TASK STATEMENT: Reproduce the lines of the material exactly, excluding every image.

◇ ◇ ◇ ◇ ◇

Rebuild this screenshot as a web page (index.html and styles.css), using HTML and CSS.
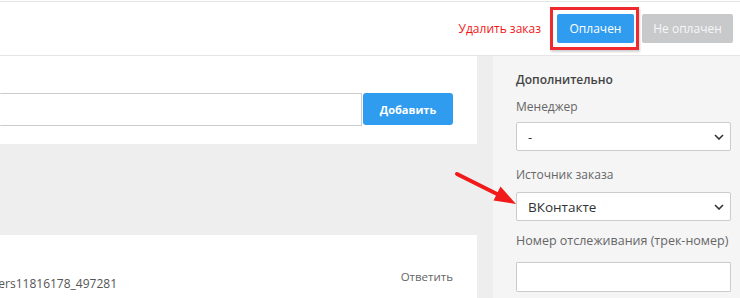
FILE: index.html
```html
<!DOCTYPE html>
<html lang="ru">
<head>
<meta charset="utf-8">
<title>Заказ</title>
<link rel="stylesheet" href="styles.css">
</head>
<body>
<div class="page">
  <header class="topbar">
    <a class="delete-link">Удалить заказ</a>
    <div class="btn-wrap">
      <button class="btn btn-paid">Оплачен</button>
      <span class="highlight"></span>
    </div>
    <button class="btn btn-unpaid">Не оплачен</button>
  </header>
  <main class="layout">
    <section class="content">
      <div class="card card-add">
        <div class="add-row">
          <input class="text-input wide" type="text">
          <button class="btn btn-add">Добавить</button>
        </div>
      </div>
      <div class="card card-msg">
        <div class="msg-row">
          <span class="msg-file">ders11816178_497281</span>
          <a class="reply-link">Ответить</a>
        </div>
      </div>
    </section>
    <aside class="sidebar">
      <h3 class="side-title">Дополнительно</h3>
      <label class="field-label">Менеджер</label>
      <div class="select">
        <span class="select-value">-</span>
        <svg class="chev" width="10" height="6" viewBox="0 0 10 6"><path d="M1 1 L5 5 L9 1" fill="none" stroke="#333" stroke-width="1.6"/></svg>
      </div>
      <label class="field-label l2">Источник заказа</label>
      <div class="select">
        <span class="select-value big">ВКонтакте</span>
        <svg class="chev" width="10" height="6" viewBox="0 0 10 6"><path d="M1 1 L5 5 L9 1" fill="none" stroke="#333" stroke-width="1.6"/></svg>
      </div>
      <label class="field-label l3">Номер отслеживания (трек-номер)</label>
      <input class="text-input side-input" type="text">
    </aside>
  </main>
  <svg class="arrow" width="740" height="298" viewBox="0 0 740 298">
    <line x1="457" y1="174" x2="499" y2="195" stroke="#f01a1a" stroke-width="4" stroke-linecap="round"/>
    <polygon points="516,204 493.5,200.5 500.5,186.5" fill="#f01a1a"/>
  </svg>
</div>
</body>
</html>
```

FILE: styles.css
```css
* { box-sizing: border-box; }
html, body { margin: 0; padding: 0; }
body {
  font-family: "Open Sans", "Noto Sans", sans-serif;
  background: #fff;
  width: 740px;
  height: 298px;
  overflow: hidden;
}
.page {
  position: relative;
  width: 740px;
  height: 298px;
  overflow: hidden;
  padding-top: 1px;
}
.topbar {
  height: 55px;
  border-top: 1px solid #e5e5e5;
  border-bottom: 1px solid #e5e5e5;
  display: flex;
  align-items: center;
  justify-content: flex-end;
  padding-right: 7px;
  background: #fff;
}
.delete-link {
  color: #f41616;
  font-size: 12px;
  margin-right: 16px;
}
.btn {
  font-family: inherit;
  border: none;
  border-radius: 2px;
  cursor: pointer;
}
.btn-wrap { position: relative; }
.btn-paid {
  display: block;
  width: 77px;
  height: 29px;
  background: #2f9cef;
  color: #fff;
  font-size: 12px;
}
.highlight {
  position: absolute;
  left: -7px;
  top: -7px;
  width: 89px;
  height: 43px;
  border: 3px solid #ee2a2f;
  box-shadow: 1px 2px 2px rgba(0,0,0,0.18);
}
.btn-unpaid {
  width: 91px;
  height: 29px;
  margin-left: 8px;
  background: #c8c9cb;
  color: #f7f7f7;
  font-size: 12px;
}
.layout {
  display: flex;
  gap: 16px;
  background: #eeeeee;
  height: 242px;
}
.content {
  width: 477px;
  display: flex;
  flex-direction: column;
}
.card { background: #fff; }
.card-add {
  height: 88px;
  padding: 37px 24px 0 0;
}
.add-row { display: flex; }
.text-input {
  height: 33px;
  border: 1px solid #cccccc;
  background: #fff;
  border-radius: 1px;
}
.text-input.wide {
  flex: 1;
  border-left: none;
}
.btn-add {
  width: 90px;
  height: 32px;
  margin-left: 1px;
  background: #2f9cef;
  color: #fff;
  font-size: 11px;
  font-weight: 700;
  border-radius: 3px;
}
.card-msg {
  margin-top: 91px;
  flex: 1;
  padding: 34px 24px 0 0;
  overflow: hidden;
}
.msg-row {
  display: flex;
  justify-content: space-between;
}
.msg-file {
  font-size: 12px;
  color: #555;
  margin-left: -9px;
  margin-top: 6px;
}
.reply-link {
  font-size: 11.5px;
  color: #666;
}
.sidebar {
  flex: 1;
  background: #f5f5f5;
  padding: 16px 9px 0 23px;
}
.side-title {
  margin: 0;
  font-size: 12px;
  line-height: 16px;
  font-weight: 600;
  color: #444;
}
.field-label {
  display: block;
  font-size: 12px;
  line-height: 18px;
  color: #666;
  margin-top: 10px;
  margin-bottom: 6px;
  white-space: nowrap;
}
.field-label.l2 { margin-top: 15px; margin-bottom: 8px; }
.field-label.l3 { margin-top: 11px; margin-bottom: 12px; font-size: 12.5px; }
.select {
  height: 29px;
  border: 1px solid #cccccc;
  border-radius: 2px;
  background: #fff;
  display: flex;
  align-items: center;
  justify-content: space-between;
  padding: 0 6px 0 11px;
}
.select-value {
  font-size: 13px;
  color: #333;
}
.select-value.big { font-size: 13.5px; }
.side-input {
  display: block;
  width: 100%;
  height: 30px;
}
.arrow {
  position: absolute;
  left: 0;
  top: 0;
  pointer-events: none;
}
```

◇ ◇ ◇ ◇ ◇

SOLUTION TO THIS TASK:
Rebuild this screenshot as a web page (index.html and styles.css), using HTML and CSS.
FILE: index.html
```html
<!DOCTYPE html>
<html lang="ru">
<head>
<meta charset="utf-8">
<title>Заказ</title>
<link rel="stylesheet" href="styles.css">
</head>
<body>
<div class="page">
  <header class="topbar">
    <a class="delete-link">Удалить заказ</a>
    <div class="btn-wrap">
      <button class="btn btn-paid">Оплачен</button>
      <span class="highlight"></span>
    </div>
    <button class="btn btn-unpaid">Не оплачен</button>
  </header>
  <main class="layout">
    <section class="content">
      <div class="card card-add">
        <div class="add-row">
          <input class="text-input wide" type="text">
          <button class="btn btn-add">Добавить</button>
        </div>
      </div>
      <div class="card card-msg">
        <div class="msg-row">
          <span class="msg-file">ders11816178_497281</span>
          <a class="reply-link">Ответить</a>
        </div>
      </div>
    </section>
    <aside class="sidebar">
      <h3 class="side-title">Дополнительно</h3>
      <label class="field-label">Менеджер</label>
      <div class="select">
        <span class="select-value">-</span>
        <svg class="chev" width="10" height="6" viewBox="0 0 10 6"><path d="M1 1 L5 5 L9 1" fill="none" stroke="#333" stroke-width="1.6"/></svg>
      </div>
      <label class="field-label l2">Источник заказа</label>
      <div class="select">
        <span class="select-value big">ВКонтакте</span>
        <svg class="chev" width="10" height="6" viewBox="0 0 10 6"><path d="M1 1 L5 5 L9 1" fill="none" stroke="#333" stroke-width="1.6"/></svg>
      </div>
      <label class="field-label l3">Номер отслеживания (трек-номер)</label>
      <input class="text-input side-input" type="text">
    </aside>
  </main>
  <svg class="arrow" width="740" height="298" viewBox="0 0 740 298">
    <line x1="457" y1="174" x2="499" y2="195" stroke="#f01a1a" stroke-width="4" stroke-linecap="round"/>
    <polygon points="516,204 493.5,200.5 500.5,186.5" fill="#f01a1a"/>
  </svg>
</div>
</body>
</html>
```

FILE: styles.css
```css
* { box-sizing: border-box; }
html, body { margin: 0; padding: 0; }
body {
  font-family: "Open Sans", "Noto Sans", sans-serif;
  background: #fff;
  width: 740px;
  height: 298px;
  overflow: hidden;
}
.page {
  position: relative;
  width: 740px;
  height: 298px;
  overflow: hidden;
  padding-top: 1px;
}
.topbar {
  height: 55px;
  border-top: 1px solid #e5e5e5;
  border-bottom: 1px solid #e5e5e5;
  display: flex;
  align-items: center;
  justify-content: flex-end;
  padding-right: 7px;
  background: #fff;
}
.delete-link {
  color: #f41616;
  font-size: 12px;
  margin-right: 16px;
}
.btn {
  font-family: inherit;
  border: none;
  border-radius: 2px;
  cursor: pointer;
}
.btn-wrap { position: relative; }
.btn-paid {
  display: block;
  width: 77px;
  height: 29px;
  background: #2f9cef;
  color: #fff;
  font-size: 12px;
}
.highlight {
  position: absolute;
  left: -7px;
  top: -7px;
  width: 89px;
  height: 43px;
  border: 3px solid #ee2a2f;
  box-shadow: 1px 2px 2px rgba(0,0,0,0.18);
}
.btn-unpaid {
  width: 91px;
  height: 29px;
  margin-left: 8px;
  background: #c8c9cb;
  color: #f7f7f7;
  font-size: 12px;
}
.layout {
  display: flex;
  gap: 16px;
  background: #eeeeee;
  height: 242px;
}
.content {
  width: 477px;
  display: flex;
  flex-direction: column;
}
.card { background: #fff; }
.card-add {
  height: 88px;
  padding: 37px 24px 0 0;
}
.add-row { display: flex; }
.text-input {
  height: 33px;
  border: 1px solid #cccccc;
  background: #fff;
  border-radius: 1px;
}
.text-input.wide {
  flex: 1;
  border-left: none;
}
.btn-add {
  width: 90px;
  height: 32px;
  margin-left: 1px;
  background: #2f9cef;
  color: #fff;
  font-size: 11px;
  font-weight: 700;
  border-radius: 3px;
}
.card-msg {
  margin-top: 91px;
  flex: 1;
  padding: 34px 24px 0 0;
  overflow: hidden;
}
.msg-row {
  display: flex;
  justify-content: space-between;
}
.msg-file {
  font-size: 12px;
  color: #555;
  margin-left: -9px;
  margin-top: 6px;
}
.reply-link {
  font-size: 11.5px;
  color: #666;
}
.sidebar {
  flex: 1;
  background: #f5f5f5;
  padding: 16px 9px 0 23px;
}
.side-title {
  margin: 0;
  font-size: 12px;
  line-height: 16px;
  font-weight: 600;
  color: #444;
}
.field-label {
  display: block;
  font-size: 12px;
  line-height: 18px;
  color: #666;
  margin-top: 10px;
  margin-bottom: 6px;
  white-space: nowrap;
}
.field-label.l2 { margin-top: 15px; margin-bottom: 8px; }
.field-label.l3 { margin-top: 11px; margin-bottom: 12px; font-size: 12.5px; }
.select {
  height: 29px;
  border: 1px solid #cccccc;
  border-radius: 2px;
  background: #fff;
  display: flex;
  align-items: center;
  justify-content: space-between;
  padding: 0 6px 0 11px;
}
.select-value {
  font-size: 13px;
  color: #333;
}
.select-value.big { font-size: 13.5px; }
.side-input {
  display: block;
  width: 100%;
  height: 30px;
}
.arrow {
  position: absolute;
  left: 0;
  top: 0;
  pointer-events: none;
}
```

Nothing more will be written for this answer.